## REQUIREMENTS
Retype all material exactly. Pictures stay out of the copy.

# start of SUPPLIED INFORMATION

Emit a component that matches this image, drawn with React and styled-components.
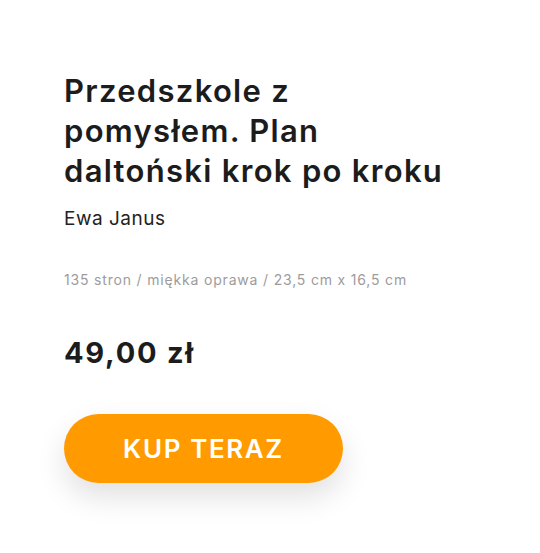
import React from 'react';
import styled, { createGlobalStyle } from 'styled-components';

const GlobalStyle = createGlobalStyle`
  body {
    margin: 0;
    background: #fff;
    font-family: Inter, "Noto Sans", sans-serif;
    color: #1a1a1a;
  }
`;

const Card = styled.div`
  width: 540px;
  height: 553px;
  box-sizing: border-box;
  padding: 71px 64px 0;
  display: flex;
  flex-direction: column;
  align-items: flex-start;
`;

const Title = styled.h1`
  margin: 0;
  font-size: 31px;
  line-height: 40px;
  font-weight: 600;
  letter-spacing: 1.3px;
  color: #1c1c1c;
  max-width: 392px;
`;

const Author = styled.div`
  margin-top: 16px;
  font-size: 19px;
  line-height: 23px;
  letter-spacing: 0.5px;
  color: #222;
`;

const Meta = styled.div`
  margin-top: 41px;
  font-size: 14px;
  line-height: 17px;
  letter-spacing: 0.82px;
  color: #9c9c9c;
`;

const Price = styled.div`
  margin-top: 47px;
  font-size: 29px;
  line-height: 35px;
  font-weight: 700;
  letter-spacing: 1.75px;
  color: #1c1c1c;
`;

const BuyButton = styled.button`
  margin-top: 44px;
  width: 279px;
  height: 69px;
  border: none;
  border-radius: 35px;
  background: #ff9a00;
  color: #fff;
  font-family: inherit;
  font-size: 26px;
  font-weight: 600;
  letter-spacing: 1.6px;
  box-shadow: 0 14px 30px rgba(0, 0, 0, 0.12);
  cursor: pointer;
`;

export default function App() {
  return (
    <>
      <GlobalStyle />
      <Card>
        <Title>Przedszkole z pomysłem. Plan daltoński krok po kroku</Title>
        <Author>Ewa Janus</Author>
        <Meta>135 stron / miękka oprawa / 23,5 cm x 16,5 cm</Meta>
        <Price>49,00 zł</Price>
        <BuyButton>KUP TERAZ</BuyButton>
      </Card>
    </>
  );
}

# end of SUPPLIED INFORMATION

## EXERCISE ANSWER
Emit a component that matches this image, drawn with React and styled-components.
import React from 'react';
import styled, { createGlobalStyle } from 'styled-components';

const GlobalStyle = createGlobalStyle`
  body {
    margin: 0;
    background: #fff;
    font-family: Inter, "Noto Sans", sans-serif;
    color: #1a1a1a;
  }
`;

const Card = styled.div`
  width: 540px;
  height: 553px;
  box-sizing: border-box;
  padding: 71px 64px 0;
  display: flex;
  flex-direction: column;
  align-items: flex-start;
`;

const Title = styled.h1`
  margin: 0;
  font-size: 31px;
  line-height: 40px;
  font-weight: 600;
  letter-spacing: 1.3px;
  color: #1c1c1c;
  max-width: 392px;
`;

const Author = styled.div`
  margin-top: 16px;
  font-size: 19px;
  line-height: 23px;
  letter-spacing: 0.5px;
  color: #222;
`;

const Meta = styled.div`
  margin-top: 41px;
  font-size: 14px;
  line-height: 17px;
  letter-spacing: 0.82px;
  color: #9c9c9c;
`;

const Price = styled.div`
  margin-top: 47px;
  font-size: 29px;
  line-height: 35px;
  font-weight: 700;
  letter-spacing: 1.75px;
  color: #1c1c1c;
`;

const BuyButton = styled.button`
  margin-top: 44px;
  width: 279px;
  height: 69px;
  border: none;
  border-radius: 35px;
  background: #ff9a00;
  color: #fff;
  font-family: inherit;
  font-size: 26px;
  font-weight: 600;
  letter-spacing: 1.6px;
  box-shadow: 0 14px 30px rgba(0, 0, 0, 0.12);
  cursor: pointer;
`;

export default function App() {
  return (
    <>
      <GlobalStyle />
      <Card>
        <Title>Przedszkole z pomysłem. Plan daltoński krok po kroku</Title>
        <Author>Ewa Janus</Author>
        <Meta>135 stron / miękka oprawa / 23,5 cm x 16,5 cm</Meta>
        <Price>49,00 zł</Price>
        <BuyButton>KUP TERAZ</BuyButton>
      </Card>
    </>
  );
}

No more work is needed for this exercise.